Britain: fuller coffers, Tate's new wing, Thatcher's timing
The cash registers are ringing hard in shops across Britain. . . . A friend in north London is being told the rush for home mortgages is so great this spring that he might have to wait four months to buy a house. House prices are kicking upward for the first time in months.
Sterling is growing stronger abroad. Inflation is lower than it has been for 13 years. Oil prices are down.
Could it be? Could the British economy, so hard hit for so long, finally be pulling out of its decline?
All that can be said for certain is that the signs are promising. But manufacturing is still weak, traditional industries such as steel and textiles are still weak. It is still much too early to tell.
Britain can't regain its financial health on its own. The United States is the economic engine of the Western world. Unless its interest rates go down and its output goes up, Britain and all of Western Europe must wait for better times. The point is emphasized by politicians from all parties and by economists as well.
Most now agree that the signs for recovery seem more interesting than in previous years, even though all warn against ''false dawns.''
Factories have been producing more in the US, where industrial output has been rising, and now the same trend has appeared in the European Community (EC). Preliminary figures just out in Brussels show industrial output still in the red in 1982 - but down by only 1.6 percent, compared to 2.2 percent in 1981.
In Britain, spending in shops rose by 4.5 percent in March compared to a year earlier. Beneath the surface, the signs are good that spending will continue: Bank interest rates have just fallen again, mortgage rates are staying low, and tax reductions in the recent budget indicate that disposable (after-tax) income will rise.
Last year British families found their disposable income down by 1 percent, but figures show they spent anyway, either by dipping into savings or by borrowing.
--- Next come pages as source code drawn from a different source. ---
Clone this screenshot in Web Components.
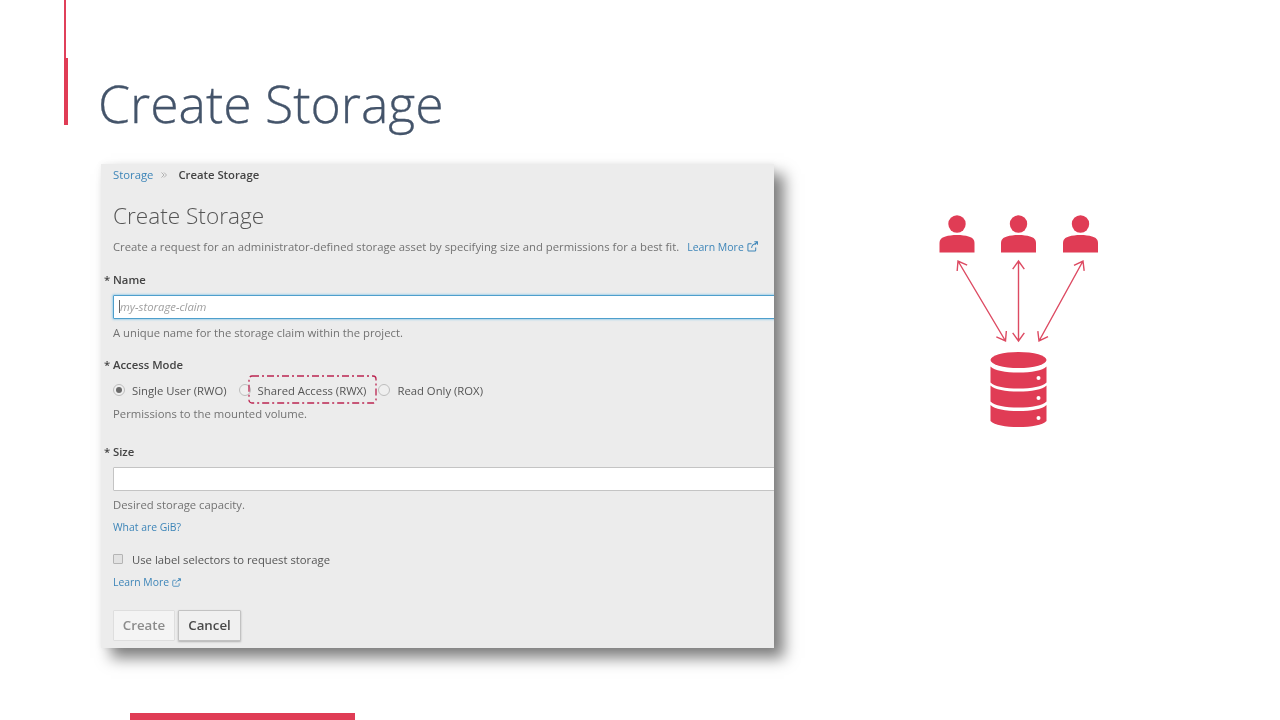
<!DOCTYPE html>
<html>
<head>
<meta charset="utf-8">
<title>Create Storage</title>
<style>
  html, body { margin: 0; padding: 0; background: #fff; }
  body { width: 1280px; height: 720px; overflow: hidden; font-family: "Open Sans", "Liberation Sans", sans-serif; }
</style>
</head>
<body>
<slide-page heading="Create Storage">
  <storage-form slot="left"></storage-form>
  <access-diagram slot="right"></access-diagram>
</slide-page>

<script>
// external link glyph, used beside both Learn More links
const extIcon = (size) => `<svg width="${size}" height="${size}" viewBox="0 0 12 12" fill="none" stroke="currentColor" stroke-width="1.1" style="vertical-align:-1px"><path d="M9.500 7v3a1 1 0 0 1-1 1H2a1 1 0 0 1-1-1V4a1 1 0 0 1 1-1h3"/><path d="M5 7.500c.4-2.600 2-4.200 4.600-4.400M8 .9h3.400v3.300"/><path d="M11.200 1.100 8.400 3.900" stroke-width="1.400"/></svg>`;

class SlidePage extends HTMLElement {
  constructor() {
    super();
    this.attachShadow({ mode: "open" });
  }
  connectedCallback() {
    this.shadowRoot.innerHTML = `
    <style>
      :host { display: block; position: relative; width: 1280px; height: 720px; overflow: hidden; background: #fff; }
      .thin { position: absolute; left: 64px; top: 0; width: 1.5px; height: 58px; background: #e0405a; }
      .thick { position: absolute; left: 64px; top: 58px; width: 4px; height: 67px; background: #e03c55; }
      h1 {
        margin: 0; padding: 69px 0 0 98px;
        font: 300 51.700px/68px "Open Sans", "Liberation Sans", sans-serif;
        color: #44546a;
        -webkit-text-stroke: 0.3px #44546a;
        filter: blur(0.3px);
      }
      .body { display: flex; padding: 27px 0 0 101px; }
      .right { margin-left: 146px; padding-top: 36px; filter: blur(0.3px); }
      .tab { position: absolute; left: 130px; top: 713px; width: 225px; height: 7px; background: #e03c55; }
    </style>
    <div class="thin"></div><div class="thick"></div>
    <h1>${this.getAttribute("heading")}</h1>
    <div class="body">
      <slot name="left"></slot>
      <div class="right"><slot name="right"></slot></div>
    </div>
    <div class="tab"></div>`;
  }
}

class FormField extends HTMLElement {
  constructor() {
    super();
    this.attachShadow({ mode: "open" });
  }
  connectedCallback() {
    const label = this.getAttribute("label");
    this.shadowRoot.innerHTML = `
    <style>
      :host { display: block; }
      .lab { position: relative; font-weight: 600; font-size: 11.300px; line-height: 16px; color: #444; }
      .lab span { position: absolute; left: -9px; top: 0; }
    </style>
    <div class="lab"><span>*</span>${label}</div>
    <slot></slot>`;
  }
}

class TextBox extends HTMLElement {
  constructor() {
    super();
    this.attachShadow({ mode: "open" });
  }
  connectedCallback() {
    const focus = this.hasAttribute("focused");
    const ph = this.getAttribute("placeholder") || "";
    this.shadowRoot.innerHTML = `
    <style>
      :host { display: block; margin-right: -4px; }
      .box {
        box-sizing: border-box; height: 24px; background: #fff;
        border: 1px solid ${focus ? "#4f9fcc" : "#c4c4c4"};
        border-radius: 1px;
        padding-left: 5px;
        font-style: italic; font-size: 11.300px; line-height: 22px; color: #a0a0a0;
        ${focus ? "box-shadow: 0 0 2px 1px #a9d3ea;" : ""}
      }
      i { display: inline-block; width: 1px; height: 13px; background: #666; vertical-align: -2px; }
    </style>
    <div class="box">${focus ? "<i></i>" : ""}${ph}</div>`;
  }
}

class RadioOption extends HTMLElement {
  constructor() {
    super();
    this.attachShadow({ mode: "open" });
  }
  connectedCallback() {
    const on = this.hasAttribute("checked");
    this.shadowRoot.innerHTML = `
    <style>
      :host { display: inline-flex; align-items: center; font-size: 11.300px; color: #555; }
      .dot {
        box-sizing: border-box; width: 12px; height: 12px; border-radius: 50%;
        border: 1px solid #bcbcbc; background: #efefef; margin-right: 7px;
        display: flex; align-items: center; justify-content: center; flex: none;
      }
      .dot b { width: 6px; height: 6px; border-radius: 50%; background: #6a6a6a; display: ${on ? "block" : "none"}; }
    </style>
    <span class="dot"><b></b></span><slot></slot>`;
  }
}

class StorageForm extends HTMLElement {
  constructor() {
    super();
    this.attachShadow({ mode: "open" });
  }
  connectedCallback() {
    this.shadowRoot.innerHTML = `
    <style>
      :host {
        display: block; box-sizing: border-box; width: 673px; height: 484px;
        background: #ececec; font-size: 11.300px; color: #727272;
        box-shadow: 10px 10px 14px rgba(0,0,0,.5), 0 0 6px rgba(0,0,0,.06);
        position: relative;
      }
      .inner { height: 100%; padding: 3px 0 0 12px; box-sizing: border-box; overflow: hidden; font-family: "Open Sans", "Liberation Sans", sans-serif; filter: blur(0.3px); }
      a { color: #3d85b8; text-decoration: none; }
      .crumb { line-height: 16px; color: #444; font-weight: 600; display: flex; align-items: center; }
      .crumb a { font-weight: 400; }
      .crumb svg { margin: 0 11px 0 8px; }
      h2 { margin: 18px 0 0; font: 300 22.600px/30px "Open Sans", "Liberation Sans", sans-serif; color: #555; }
      .lead { margin: 8px 0 0; line-height: 16px; white-space: nowrap; }
      .lead a { margin-left: 5px; font-size: 10.500px; }
      .help { line-height: 16px; }
      .name { margin-top: 17px; }
      .name text-box { margin-top: 7px; }
      .name .help { margin-top: 6px; }
      .access { margin-top: 16px; }
      .radios { display: flex; align-items: center; height: 18px; margin-top: 8px; }
      .radios radio-option + radio-option { margin-left: 12px; }
      .access .help { margin-top: 7px; }
      .size { margin-top: 22px; }
      .size text-box { margin-top: 7px; }
      .size .help { margin-top: 6px; }
      .gib { margin-top: 6px; line-height: 16px; font-size: 10.400px; }
      .check { display: flex; align-items: center; height: 18px; margin-top: 15px; color: #555; }
      .check span { box-sizing: border-box; width: 10px; height: 10px; border: 1px solid #b4b4b4; background: #e2e2e2; border-radius: 1px; margin: 0 9px 0 0; }
      .more { margin-top: 6px; line-height: 16px; font-size: 10.400px; }
      .btns { display: flex; gap: 3px; margin-top: 20px; }
      .btns button {
        font: 600 13.300px/1 "Open Sans", "Liberation Sans", sans-serif;
        height: 31px; padding: 0; border-radius: 1px; background: #f0f0f0;
      }
      .btns .create { width: 62px; color: #8c8c8c; border: 1px solid #dedede; background: #f4f4f4; }
      .btns .cancel { width: 63px; color: #4a4a4a; border: 1px solid #c2c2c2; box-shadow: 0 1px 2px rgba(0,0,0,.25); }
      .mark { position: absolute; left: 147px; top: 211px; width: 129px; height: 29px; pointer-events: none; }
      .mark svg { display: block; }
    </style>
    <div class="inner">
      <div class="crumb"><a>Storage</a><svg width="6" height="6" viewBox="0 0 6 6" fill="none" stroke="#b2b2b2" stroke-width="1"><path d="M.5.500 3 3 .5 5.500M3 .5 5.500 3 3 5.500"/></svg>Create Storage</div>
      <h2>Create Storage</h2>
      <p class="lead">Create a request for an administrator-defined storage asset by specifying size and permissions for a best fit. <a>Learn More ${extIcon(11)}</a></p>
      <form-field class="name" label="Name">
        <text-box focused placeholder="my-storage-claim"></text-box>
        <div class="help">A unique name for the storage claim within the project.</div>
      </form-field>
      <form-field class="access" label="Access Mode">
        <div class="radios">
          <radio-option checked>Single User (RWO)</radio-option>
          <radio-option>Shared Access (RWX)</radio-option>
          <radio-option>Read Only (ROX)</radio-option>
        </div>
        <div class="help">Permissions to the mounted volume.</div>
      </form-field>
      <form-field class="size" label="Size">
        <text-box></text-box>
        <div class="help">Desired storage capacity.</div>
      </form-field>
      <div class="gib"><a>What are GiB?</a></div>
      <div class="check"><span></span>Use label selectors to request storage</div>
      <div class="more"><a>Learn More ${extIcon(9)}</a></div>
      <div class="btns"><button class="create">Create</button><button class="cancel">Cancel</button></div>
    </div>
    <div class="mark"><svg width="129" height="29" viewBox="0 0 129 29" fill="none"><rect x="1" y="1" width="127" height="27" rx="3" stroke="#bb2450" stroke-width="1.300" stroke-dasharray="7 3 2 3"/></svg></div>`;
  }
}

class AccessDiagram extends HTMLElement {
  constructor() {
    super();
    this.attachShadow({ mode: "open" });
  }
  connectedCallback() {
    const user = (cx) => `<circle cx="${cx}" cy="224" r="8.700"/><path d="M${cx - 17.500} 252.500v-9c0-4 2-6 6-7 3-1 7-1.500 11.500-1.500s8.500.5 11.500 1.500c4 1 6 3 6 7v9z"/>`;
    const arrow = (x1, y1, x2, y2) => {
      // double headed line, head barbs worked out from the line angle
      const a = Math.atan2(y2 - y1, x2 - x1), l = 10, s = 0.62;
      const head = (x, y, t) => `M${x + l * Math.cos(t - s)} ${y + l * Math.sin(t - s)}L${x} ${y}L${x + l * Math.cos(t + s)} ${y + l * Math.sin(t + s)}`;
      return `<path d="M${x1} ${y1}L${x2} ${y2}${head(x1, y1, a)}${head(x2, y2, a + Math.PI)}"/>`;
    };
    const band = (y, h) => `<path d="M990.500 ${y}c4 4 15 6 28 6s24-2 28-6v${h}c-4 4-15 6-28 6s-24-2-28-6z"/>`;
    this.shadowRoot.innerHTML = `
    <style>
      :host { display: block; }
      svg { display: block; }
    </style>
    <svg width="200" height="240" viewBox="920 200 200 240">
      <g fill="#e03c55">${user(957)}${user(1018.500)}${user(1080.500)}</g>
      <g fill="none" stroke="#dd4a62" stroke-width="1.400">
        ${arrow(958, 261, 1005.500, 341)}
        ${arrow(1018.500, 261, 1018.500, 341)}
        ${arrow(1083, 261, 1039, 341)}
      </g>
      <g fill="#e03c55">
        <ellipse cx="1018.500" cy="360" rx="28" ry="8"/>
        ${band(366.500, 16)}${band(385.500, 16)}${band(405, 16)}
      </g>
      <g fill="#fff"><circle cx="1038.500" cy="378" r="2"/><circle cx="1038.500" cy="398" r="2"/><circle cx="1038.500" cy="418" r="2"/></g>
    </svg>`;
  }
}

customElements.define("slide-page", SlidePage);
customElements.define("form-field", FormField);
customElements.define("text-box", TextBox);
customElements.define("radio-option", RadioOption);
customElements.define("storage-form", StorageForm);
customElements.define("access-diagram", AccessDiagram);
</script>
</body>
</html>
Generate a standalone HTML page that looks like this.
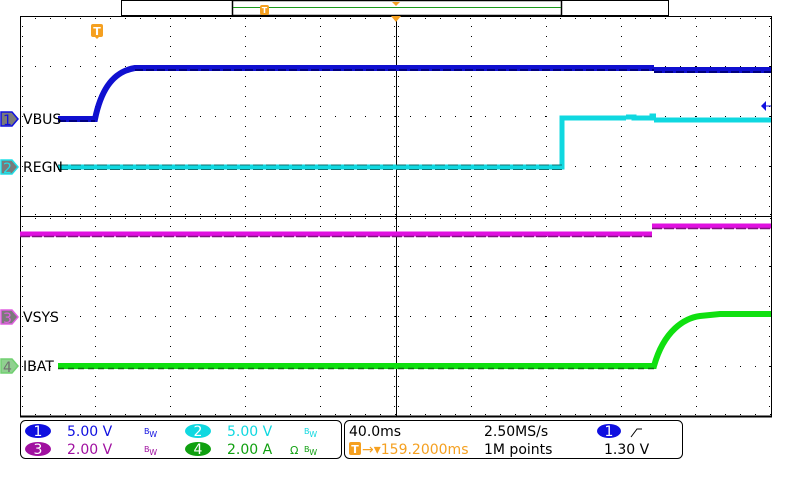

Inflation is still less than 5 percent in Britain, and 5.7 percent (in February) across the EC. But not all the signs are rosy. Unemployment is more than 3 million and rising in Britain, and 10.5 percent (11.5 million) in the EC as a whole.
One question now: In countries like Britain, will all that extra money going into the shops be spent on locally made goods (adding to the recovery) or on imports (holding it back)?
Meanwhile, London is about to see a new extension to its famed Tate Gallery on the Thames. Attached to the Tate facade, it will be called the Clore Gallery. Its foundation stone has just been laid by the Queen Mother, and its purpose is to house the Tate's collection of J. M. Turner paintings.
Attracting much publicity is the controversial architect, James Stirling. Architect Philip Johnson in the US has called him ''the world's greatest living architect'' while others have criticized the monumentalism of his recent work. He has carried out commissions in Italy, West Germany, and the US, but the Tate extension is his first building here since 1976.
Drawings now on show indicate that each facade is treated in a different way - the main facade in classic style, a wing faced in brick, and what London Times critic Deyan Sudjic calls a ''modern service entrance, free of historical mannerisms.''
Writes Sudjic: ''The whole building is difficult not to say prickly. . . . Not unlike Stirling himself. It demonstrates the importance in fact of the individual over the conventions of style in the most potent fashion.''
Back among the politicians, the big question is whether brighter economic lights mean Prime Minister Margaret Thatcher will go to the polls in June - or will she wait until October, or even until the last possible moment, next May, when she will have been in office for five years?
She may wait, if only because the opposition parties would prefer to fight her now. The Reagan administration believes (as do most observers here) that she will win any poll, thereby keeping Britain a staunch American ally.
The Labour Party says that, if elected, it would order US bases out of Britain within five years, as well as reject cruise missiles and the Trident submarine missile system.
While many here doubt that a Labour government would actually do all that, uncertainty would affect the NATO alliance. US officials warn that US investment and corporate headquarters abroad might begin to leave London.
Mrs. Thatcher is inclined to wait as long as possible, but some Cabinet heavyweights, such as Chancellor of the Exchequer Sir Geoffrey Howe, are said to be urging her to call an election sooner rather than later, before inflation and unemployment look worse. She is determined to wait until after local elections May 5, however, and all the election-date speculation about June may yet turn out to be wrong.
Those pushing her to go soon say she should strike while the public opinion-poll iron is hot: with the Tories out ahead with 43 percent of the vote; Labour up from 27 to 34 percent; and the Social Democratic-Liberal alliance slumped to 22 percent. A Gallup poll puts the Tories at 40.5 percent, Labour at 35 percent, and the alliance at 22.5 percent.